I’d never recited it for anyone before. My dad didn’t even know the recording existed. I took a deep breath. Then I fixed my eyes on a random spot in front of me.

Then I just went for it: “Hey, cutie. It’s Mama. I’m at the store. I’m thinking spaghetti for dinner. Good? With garlic bread and salad? Call me if you’d rather do French toast—but I’m about to check out, so be fast. Also, they’re out of that shampoo that smells like coconuts, so I’m grabbing the lemon one instead. Dad has to work late tonight. Not sure what your homework situation is, but I’m free to watch a movie if you are. Okay, that’s it. Home in twenty. Love ya.”

Joe was quiet after I finished. “You really know it all. Even down to the pauses.”

“I’ve listened to it a thousand times. At least.”

“It’s so heartbreaking,” Joe said. “But she’s just talking about spaghetti.”

“Because she died the next day,” I said. “That’s why.”

“So you know the day she died.”

“I don’t, actually. I can’t remember what day it was. It was sometime around now. Sometime in the spring. Sometime before her birthday. But as for the actual day? No idea. So funny. That day changed my life more than any other ever has. But it’s just one day. You know? And it’s not exactly a day you want to remember.”

Joe nodded. I could feel his reaction. I’d worried the mundanity of it might be underwhelming. But he wasn’t underwhelmed.

He seemed to get it.

“Anyway, that’s what I do every year, but this year got a little wonky. But I guess it’s okay to miss it once in a while.”

“There’s still time,” Joe said then. He checked his watch. “It’s only ten.”

I wrinkled my nose. “I’m too tired to bake a cake now.”

“What if we go get a cake?”

I frowned.

“There’s a dessert place not too far from here. I’ll take you.”

* * *

IT WASN’T UNTIL we’d made it all the way downstairs that I realized he meant to take me on a Vespa. Which was probably medically ill advised.

“My dad’s a doctor,” I said, as Joe worked the lock.

“Yeah?” he said, like I was just making chitchat.

“He always called motorcycles ‘donor-cycles,’” I said.

Joe lifted his eyebrow like he’d caught me on a technicality. “This isn’t a motorcycle. It’s a Vespa.”

“Isn’t it dangerous?” I asked.

“At ten o’clock at night when downtown is deserted?” he said. “No more than anything else.”

Good news: The helmet fit in a way that didn’t touch my surgical scar, which I was still tender about—emotionally, if nothing else.

With that, Joe sat on the front part of the seat and motioned for me to climb on behind him. Then he wrapped my arms tight around his torso and said, “Just lean however I lean.” Then he clicked the motor on, cranked the handle, and shifted us into motion. Confidently. Easily. Like a person who knew exactly what he was doing.

And we were off.

Next thing I knew, we were motoring through the deserted nighttime downtown streets, my arms snug around him. If you go exactly 20 miles per hour in downtown, you can time it so you never hit a red light. And so we just cruised along, slaloming a bit in our lane, the wind caressing us and the motor vibrating beneath, never having to stop or wait, just swept up in a current of motion.

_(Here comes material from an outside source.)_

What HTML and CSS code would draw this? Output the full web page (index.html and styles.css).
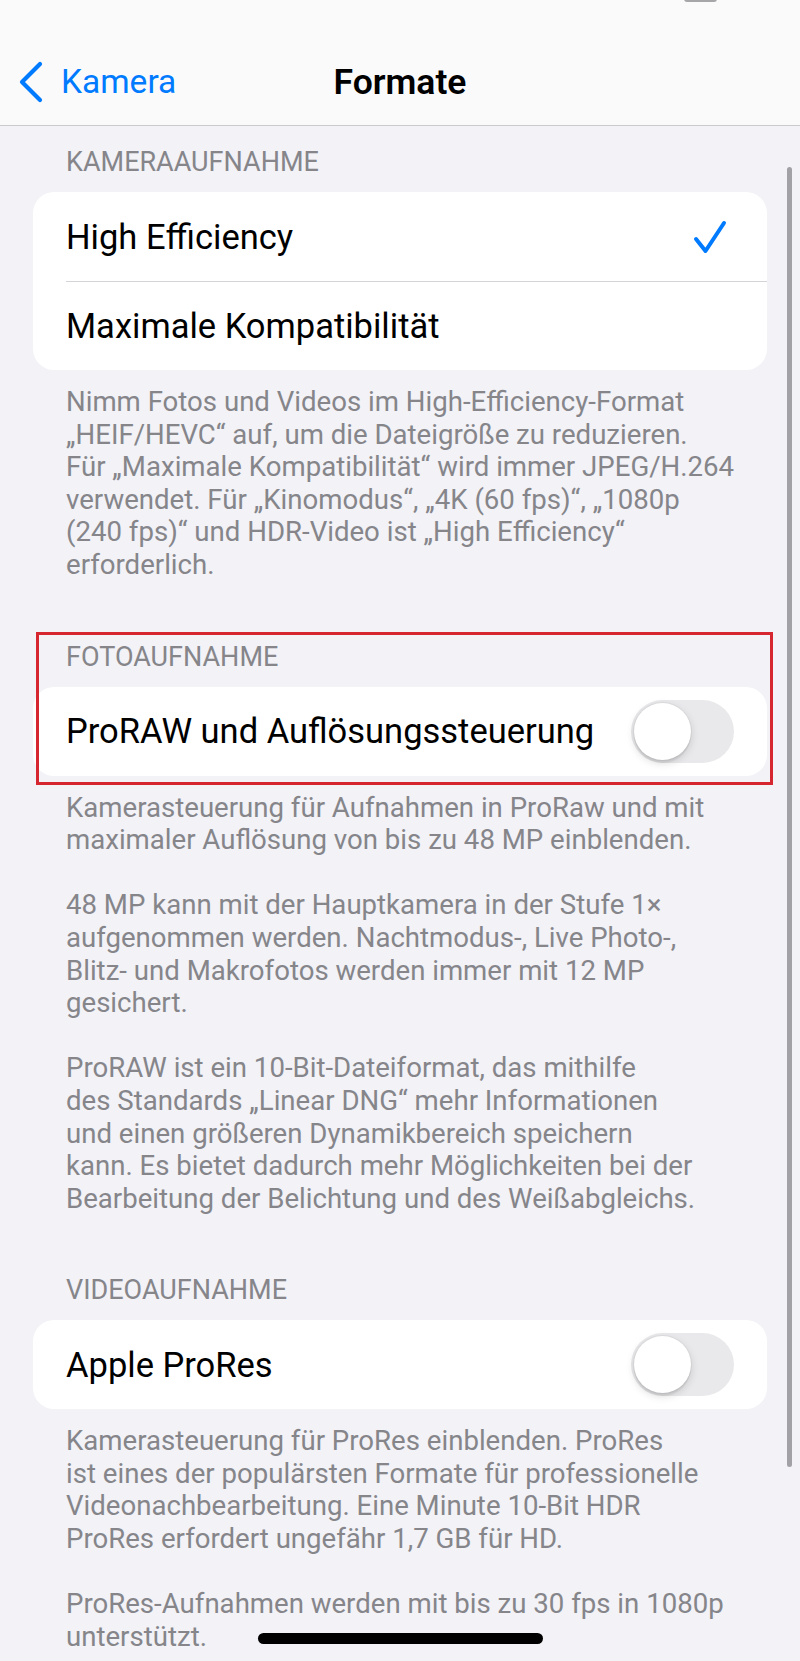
FILE: index.html
```html
<!DOCTYPE html>
<html lang="de">
<head>
<meta charset="utf-8">
<title>Formate</title>
<link rel="stylesheet" href="styles.css">
</head>
<body>
<div class="screen">
  <header class="topbar">
    <div class="status"><span class="battery-edge"></span></div>
    <nav class="navbar">
      <a class="back">
        <svg class="chevron" width="26" height="42" viewBox="0 0 26 42"><polyline points="23,3 5,21 23,39"/></svg>
        <span>Kamera</span>
      </a>
      <h1 class="title">Formate</h1>
      <span></span>
    </nav>
  </header>

  <main class="content">
    <section class="group">
      <h2 class="group-header">KAMERAAUFNAHME</h2>
      <div class="card">
        <div class="row">
          <div class="row-content">
            <span class="label">High Efficiency</span>
            <svg class="check" width="34" height="34" viewBox="0 0 34 34"><polyline points="3,19 12.5,31 31,3"/></svg>
          </div>
        </div>
        <div class="row">
          <div class="row-content">
            <span class="label">Maximale Kompatibilität</span>
          </div>
        </div>
      </div>
      <div class="group-footer">
        <p>Nimm Fotos und Videos im High-Efficiency-Format<br>„HEIF/HEVC“ auf, um die Dateigröße zu reduzieren.<br>Für „Maximale Kompatibilität“ wird immer JPEG/H.264<br>verwendet. Für „Kinomodus“, „4K (60 fps)“, „1080p<br>(240 fps)“ und HDR-Video ist „High Efficiency“<br>erforderlich.</p>
      </div>
    </section>

    <section class="group">
      <div class="highlight-area">
        <h2 class="group-header">FOTOAUFNAHME</h2>
        <div class="card">
          <div class="row">
            <div class="row-content">
              <span class="label">ProRAW und Auflösungssteuerung</span>
              <span class="switch"><span class="knob"></span></span>
            </div>
          </div>
        </div>
      </div>
      <div class="group-footer">
        <p>Kamerasteuerung für Aufnahmen in ProRaw und mit<br>maximaler Auflösung von bis zu 48 MP einblenden.</p>
        <p>48 MP kann mit der Hauptkamera in der Stufe 1×<br>aufgenommen werden. Nachtmodus-, Live Photo-,<br>Blitz- und Makrofotos werden immer mit 12 MP<br>gesichert.</p>
        <p>ProRAW ist ein 10-Bit-Dateiformat, das mithilfe<br>des Standards „Linear DNG“ mehr Informationen<br>und einen größeren Dynamikbereich speichern<br>kann. Es bietet dadurch mehr Möglichkeiten bei der<br>Bearbeitung der Belichtung und des Weißabgleichs.</p>
      </div>
    </section>

    <section class="group">
      <h2 class="group-header">VIDEOAUFNAHME</h2>
      <div class="card">
        <div class="row">
          <div class="row-content">
            <span class="label">Apple ProRes</span>
            <span class="switch"><span class="knob"></span></span>
          </div>
        </div>
      </div>
      <div class="group-footer">
        <p>Kamerasteuerung für ProRes einblenden. ProRes<br>ist eines der populärsten Formate für professionelle<br>Videonachbearbeitung. Eine Minute 10-Bit HDR<br>ProRes erfordert ungefähr 1,7 GB für HD.</p>
        <p>ProRes-Aufnahmen werden mit bis zu 30 fps in 1080p<br>unterstützt.</p>
      </div>
    </section>
  </main>

  <div class="scroll-indicator"></div>
  <div class="home-indicator"></div>
</div>
</body>
</html>
```

FILE: styles.css
```css
* {
  box-sizing: border-box;
}

body {
  margin: 0;
  background: #f2f2f7;
  font-family: Roboto, "Liberation Sans", sans-serif;
  color: #000;
}

.screen {
  position: relative;
  width: 800px;
  height: 1661px;
  overflow: hidden;
}

/* Top navigation bar */
.topbar {
  height: 126px;
  background: #fafafb;
  border-bottom: 1px solid #cacacd;
}

.status {
  position: relative;
  height: 38px;
}

.battery-edge {
  position: absolute;
  left: 684px;
  top: -8px;
  width: 33px;
  height: 10px;
  border-radius: 3px;
  background: #a6a6a8;
}

.navbar {
  height: 87px;
  display: grid;
  grid-template-columns: 1fr auto 1fr;
  align-items: center;
}

.back {
  display: flex;
  align-items: center;
  gap: 18px;
  padding-left: 17px;
  color: #007aff;
  font-size: 33.5px;
  line-height: 40px;
}

.chevron polyline {
  fill: none;
  stroke: #007aff;
  stroke-width: 4.2;
  stroke-linecap: round;
  stroke-linejoin: round;
}

.title {
  margin: 0;
  font-size: 35.5px;
  font-weight: 600;
  line-height: 40px;
}

/* Grouped list */
.content {
  padding: 20px 33px 0;
}

.group + .group {
  margin-top: 59px;
}

.group-header {
  margin: 0 0 14px;
  padding-left: 33px;
  font-size: 27px;
  font-weight: 400;
  line-height: 32px;
  color: #85858a;
}

.card {
  background: #fff;
  border-radius: 21px;
  overflow: hidden;
}

.row {
  padding-left: 33px;
}

.row-content {
  height: 89px;
  display: flex;
  align-items: center;
  justify-content: space-between;
  padding-right: 33px;
  font-size: 34.5px;
  line-height: 40px;
}

.row + .row .row-content {
  border-top: 1px solid #d4d4d8;
}

.check {
  margin-right: 7px;
}

.check polyline {
  fill: none;
  stroke: #007aff;
  stroke-width: 4;
  stroke-linecap: round;
  stroke-linejoin: round;
}

/* Toggle switch, off state */
.switch {
  display: flex;
  align-items: center;
  width: 103px;
  height: 63px;
  padding: 3px;
  border-radius: 32px;
  background: #e9e9eb;
}

.knob {
  width: 57px;
  height: 57px;
  border-radius: 50%;
  background: #fff;
  box-shadow: 0 0 0 1px rgba(0, 0, 0, 0.04), 0 3px 8px rgba(0, 0, 0, 0.15), 0 3px 1px rgba(0, 0, 0, 0.06);
}

.group-footer {
  margin-top: 16px;
  padding-left: 33px;
  font-size: 27.6px;
  line-height: 32.6px;
  color: #85858a;
  white-space: nowrap;
}

.group-footer p {
  margin: 0;
}

.group-footer p + p {
  margin-top: 32.6px;
}

/* Red frame marking the photo section */
.highlight-area {
  position: relative;
}

.highlight-area::after {
  content: "";
  position: absolute;
  left: 3px;
  right: -6px;
  top: -9px;
  bottom: -9px;
  border: 3px solid #d6262f;
  pointer-events: none;
}

/* Overlays */
.scroll-indicator {
  position: absolute;
  left: 787px;
  top: 167px;
  width: 5px;
  height: 1300px;
  border-radius: 3px;
  background: #a1a1a6;
}

.home-indicator {
  position: absolute;
  left: 258px;
  bottom: 17px;
  width: 285px;
  height: 11px;
  border-radius: 6px;
  background: #000;
}
```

It was highly relaxing—for such a dangerous thing.

It didn’t take me long at all to melt into the moment. Joe clearly knew this scooter back and forth, and everything he did had the ease of muscle memory.

We didn’t talk.

We just flowed along. Summer in Texas is deathly hot, but spring is cool and lovely. The March air felt like rippling water over my skin. We took a road that curved along the bayou, and we positively floated along it. We passed street art, the Dandelion Fountain, and the Downtown Aquarium, with its light-up Ferris wheel. It was a little like drifting through a dream.

How long had it been since I’d had someone to hold on to?